Yii2 jquery post request page not found

shahzadthathal · September 23, 2015, 8:39am

Hi,

It is very bad happening with my code here.

When I make a post request from Yii2 in my view, it says url not found.

My customFunction in view:




<script>

var serverURL = 'change-status';


function customFunction(){


$.post(serverURL,{id:proiverid, status:status})

               .done(function(res){

alert(res);

}

});


</script>

Error:

http://localhost/yii2advanced/backend/change-status

404 Not Found

but my original url is:

http://localhost/yii2advanced/backend/testcontroller/change-status

How I can set current controller in this url?

MetaCrawler · September 23, 2015, 8:52am

Hi!

To ensure URLs are always correct I suggest to create the URL through yii.

Example:




use yii\helpers\Url;

// Example Usage

Url::to(['controllerID/actionID'])

For EXAMPLE:




var serverURL = <?= Url::to(['test/change-status']); ?>;

You can read more about URL creation here:

http://www.yiiframework.com/doc-2.0/guide-runtime-routing.html

Regards

eglyrics · September 23, 2015, 9:00am

You can use the following code snippet.


<?php


$this->registerJs('




var serverURL = ' . \Yii::$app->urlManager->createUrl(['controller/action']) . ';


function customFunction(){


$.post(serverURL,{id:proiverid, status:status})

               .done(function(res){

alert(res);

}

});


');

?>

It will automatically create link to your action in controller.

shahzadthathal · September 23, 2015, 9:40am

I used your method but got this error:

SyntaxError: invalid regular expression flag b

var serverURL = /yii2advanced/backend/testcontroller/change-status;

MetaCrawler:

Hi!

To ensure URLs are always correct I suggest to create the URL through yii.

Example:
use yii\helpers\Url;

// Example Usage

Url::to(['controllerID/actionID'])
For EXAMPLE:
var serverURL = <?= Url::to(['test/change-status']); ?>;
You can read more about URL creation here:

http://www.yiiframework.com/doc-2.0/guide-runtime-routing.html

Regards

shahzadthathal · September 23, 2015, 9:41am

I used your method but got this error:

SyntaxError: invalid regular expression flag b

var serverURL = /yii2advanced/backend/testcontroller/change-status;

Eshwar:

You can use the following code snippet.


<?php


$this->registerJs('




var serverURL = ' . \Yii::$app->urlManager->createUrl(['controller/action']) . ';


function customFunction(){


$.post(serverURL,{id:proiverid, status:status})

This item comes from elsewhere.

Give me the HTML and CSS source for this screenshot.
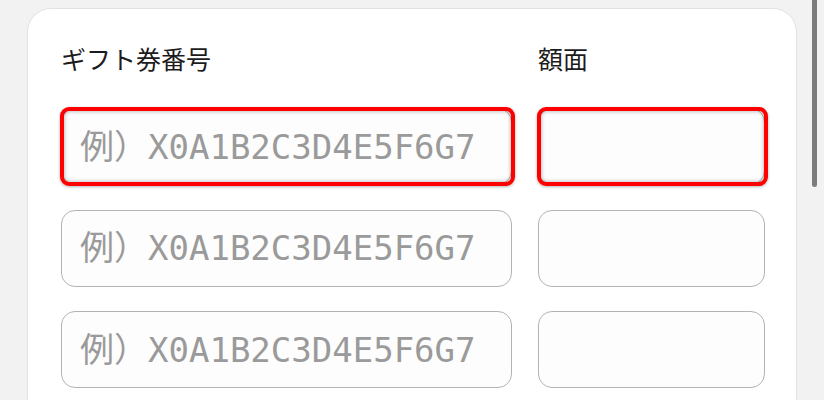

               .done(function(res){

alert(res);

}

});


');

?>

It will automatically create link to your action in controller.

eglyrics · September 23, 2015, 10:26am

Try the code below…




<?php

$this->registerJs('

$.ajax({

	url: '" . \Yii::$app->urlManager->createUrl(['testcontroller/change-status']) . "',

	type: 'post',

	data: { id:proiverid, status:status },

	dataType: 'json',

	async: false,

	success: function(res) {

	alert(res);

	},

	error: function() {

	alert('An error has occured');

	}

});

				

');

?>

shahzadthathal · November 21, 2015, 3:55pm

Thanks I will try.

Eshwar:

Try the code below…




<?php

$this->registerJs('

$.ajax({

	url: '" . \Yii::$app->urlManager->createUrl(['testcontroller/change-status']) . "',

	type: 'post',

	data: { id:proiverid, status:status },

	dataType: 'json',

	async: false,

	success: function(res) {

	alert(res);

	},

	error: function() {

	alert('An error has occured');

	}

});

				

');

?>

mehulkj · October 3, 2017, 4:15pm

You are getting 404 which states that the URL is not property formed. You can also check this error on google chrome browser console area. You can also use the .fail() callback of jQuery Post method like this:


.fail(function (xhr, status, error) {

        $("#message").html("Result: " + status + " " + error + " " + xhr.status + " " + xhr.statusText)

    }

Static url sometimes causes this problem and you should always check whether the url formed is correct or now.